Don't Act Too Entitled as a Mom Blogger - dummies

Don’t Act Too Entitled as a Mom Blogger

By Wendy Piersall, Heather B. Armstrong

Of all the mistakes you can make as a blogger, acting too entitled draws the most ire. If you think you deserved the recognition or opportunity more than that other person, fine — but if you gossip about it, or (worse) try to undermine another blogger’s success, it’s an unfortunate line to cross.

It’s quite possible that you do indeed deserve the thing you wanted, but unfortunately, you can’t be on everyone’s radar during every moment of the day. And ultimately, acting as if you should be the center of attention undermines your own credibility far more than it does to anyone else.

Those who have worked on behalf of brands to do blogger-outreach programs have has some uncomfortably eye-opening experiences: They discovered a high percentage of moms demanding free products or requesting extremely expensive items to review.

You have to be able to offer companies something of value in return for what they give you. Being a mom blogger isn’t enough to justify getting free products. If you want to be treated like a professional blogger, you need to have built a following, have sharp social media marketing skills, and know both the written and unwritten rules of professional blogging.
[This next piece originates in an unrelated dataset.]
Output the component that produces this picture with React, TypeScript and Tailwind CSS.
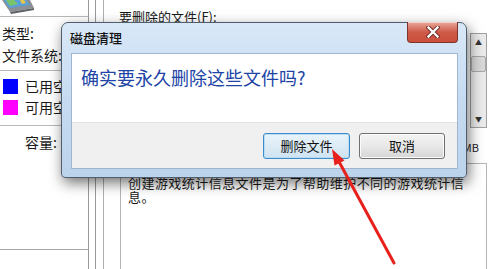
import React from "react";

const font = "font-['Noto_Sans_CJK_SC',sans-serif]";

function DriveIcon() {
  return (
    <svg width="36" height="14" viewBox="0 0 36 14" className="block">
      <path d="M2 0 L30 0 L34 8 L10 12 Z" fill="#8c8f94" />
      <path d="M4 0 L26 0 L30 5 L9 8 Z" fill="#5aa0d8" />
      <path d="M6 0 L14 0 L18 4 L10 6 Z" fill="#7cc46a" />
      <path d="M10 12 L34 8 L34 10 L11 14 Z" fill="#5e6166" />
      <path d="M20 0 L24 0 L26 3 L22 4 Z" fill="#e6c64a" />
    </svg>
  );
}

function CloseX() {
  return (
    <svg width="14" height="12" viewBox="0 0 14 12">
      <path d="M2.5 1.5 L11.5 10.5 M11.5 1.5 L2.5 10.5" stroke="#6b2a22" strokeWidth="4.2" strokeLinecap="square" />
      <path d="M2.5 1.5 L11.5 10.5 M11.5 1.5 L2.5 10.5" stroke="#ffffff" strokeWidth="2.4" strokeLinecap="square" />
    </svg>
  );
}

export default function App() {
  return (
    <div className={`relative w-[499px] h-[269px] overflow-hidden bg-white text-[#1a1a1a] ${font}`}>
      {/* background window */}
      <div className="flex h-full">
        {/* left panel */}
        <div className="w-[88px] flex flex-col">
          <div className="h-[17px] border-b border-[#b8b8b8] overflow-hidden">
            <DriveIcon />
          </div>
          <div className="mt-[6px] flex flex-col gap-[2px] pl-[2px] text-[14px] leading-[20px]">
            <div className="h-[20px] whitespace-nowrap">类型:</div>
            <div className="h-[20px] whitespace-nowrap">文件系统:</div>
          </div>
          <div className="mt-[5px] border-b border-[#b8b8b8]" />
          <div className="mt-[5px] flex flex-col gap-[1px] text-[14px] leading-[20px]">
            <div className="h-[20px] flex items-center gap-[7px] pl-[3px] whitespace-nowrap">
              <div className="w-[15px] h-[15px] bg-[#0000ff] shrink-0" />
              <span>已用空间:</span>
            </div>
            <div className="h-[20px] flex items-center gap-[7px] pl-[3px] whitespace-nowrap">
              <div className="w-[15px] h-[15px] bg-[#ff00ff] shrink-0" />
              <span>可用空间:</span>
            </div>
          </div>
          <div className="mt-[8px] border-b border-[#b8b8b8]" />
          <div className="mt-[6px] h-[20px] pl-[25px] text-[14px] leading-[20px] whitespace-nowrap">容量:</div>
          <div className="mt-[97px] border-b border-[#a8a8a8]" />
        </div>
        {/* vertical separators */}
        <div className="w-[7px] border-l border-[#9a9a9a]" />
        <div className="w-[8px] border-l border-[#9a9a9a]" />
        <div className="w-[17px] border-l border-[#b0b0b0]" />
        {/* right panel */}
        <div className="flex-1 flex flex-col pr-[12px]">
          <div className="mt-[10px] h-[13px] text-[13px] leading-[13px] whitespace-nowrap -ml-[1px]">要删除的文件(F):</div>
          <div className="mt-[10px] h-[95px] flex justify-end">
            <div className="w-[17px] h-full border border-[#a0a0a0] bg-[#eaeaea] flex flex-col items-center">
              <div className="h-[16px] flex items-center justify-center text-[7px] text-[#333]">▲</div>
              <div className="mt-[6px] w-[15px] h-[16px] bg-[#d8d8d8] border border-[#a8a8a8] rounded-[2px]" />
              <div className="flex-1" />
              <div className="h-[16px] flex items-center justify-center text-[7px] text-[#333]">▼</div>
            </div>
          </div>
          <div className="mt-[13px] h-[12px] text-right pr-[8px] text-[11px] leading-[12px]">MB</div>
          <div className="mt-[10px] flex-1 border-t border-l border-r border-[#b4b4b4] px-[7px] pt-[12px] text-[13px] leading-[14px] tracking-[0.45px]">
            <div className="whitespace-nowrap">创建游戏统计信息文件是为了帮助维护不同的游戏统计信</div>
            <div className="whitespace-nowrap">息。</div>
          </div>
        </div>
      </div>

      {/* dialog */}
      <div className="absolute left-[61px] top-[22px] w-[406px] h-[156px] border border-[#4f5d6c] rounded-t-[7px] rounded-b-[4px] bg-gradient-to-b from-[#d9e8f8] via-[#c6dbf1] to-[#bcd3ec] pl-[9px] pr-[8px] flex flex-col shadow-[2px_5px_14px_rgba(0,0,0,0.55)]">
        <div className="h-[30px] flex justify-between items-start">
          <div className="mt-[7px] -ml-[1px] text-[13px] leading-[16px] font-medium text-[#111] whitespace-nowrap">磁盘清理</div>
          <div className="-mt-[1px] w-[51px] h-[21px] rounded-b-[4px] border border-t-0 border-[#7c3429] bg-gradient-to-b from-[#e9a89c] via-[#cf5a48] to-[#c9503c] flex items-center justify-center shadow-[inset_0_1px_0_rgba(255,255,255,0.5)]">
            <CloseX />
          </div>
        </div>
        <div className="h-[116px] flex flex-col bg-white border border-[#9fb6d1]">
          <div className="h-[68px] pl-[9px] pt-[11px] text-[18px] leading-[24px] text-[#2043a6] whitespace-nowrap">
            确实要永久删除这些文件吗?
          </div>
          <div className="flex-1 bg-[#f0f0f0] border-t border-[#e2e2e2] flex justify-end items-start gap-[9px] pr-[12px] pt-[10px]">
            <div className="w-[87px] h-[26px] rounded-[3px] border border-[#3c8ccb] bg-gradient-to-b from-[#eaf4fb] to-[#cfe3f1] shadow-[inset_0_0_0_1px_#b9ddf4] flex items-center justify-center text-[13px] text-[#111]">
              删除文件
            </div>
            <div className="w-[86px] h-[26px] rounded-[3px] border border-[#707070] bg-gradient-to-b from-[#f4f4f4] via-[#e8e8e8] to-[#d6d6d6] shadow-[inset_0_0_0_1px_#fbfbfb] flex items-center justify-center text-[13px] text-[#111]">
              取消
            </div>
          </div>
        </div>
      </div>

      {/* red arrow */}
      <svg className="absolute left-0 top-0 pointer-events-none" width="499" height="269" viewBox="0 0 499 269">
        <line x1="394" y1="263" x2="337" y2="158" stroke="#e8201c" strokeWidth="3" strokeLinecap="round" />
        <polygon points="332,149 344.5,160.5 334.5,165.5" fill="#e8201c" />
      </svg>
    </div>
  );
}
The bloggers who have caught the entitlement bug have also earned the unfortunate title prima donna. Thankfully, they’re the exception and not the norm in the mom-blogging community. Most of the mom bloggers are warm, generous, and grateful for the opportunities that blogging brings to them.

Regrettably, these women — the professional and talented majority — are not the ones whom the outside world imagines as the mom-blogging community. A few prima donnas have planted the “mommy-blogger” stereotype of women acting like spoiled children.

The easiest way to know if a request is appropriate is to simply ask if it is appropriate. And the best way to counteract this stereotype is to simply always maintain your professionalism (even when sometimes it means biting your tongue until it bleeds).

As mom blogging grows as an industry, mom bloggers continue to prove this negative stereotype as wrong, unwarranted, and outdated. But when even a handful of people act this way, it reflects on the community as a whole.

Professional mom bloggers must continue to disprove this detrimental image in order for everyone to succeed, because if more people go the prima donna route, opportunities to work with brands and advertisers will eventually disappear.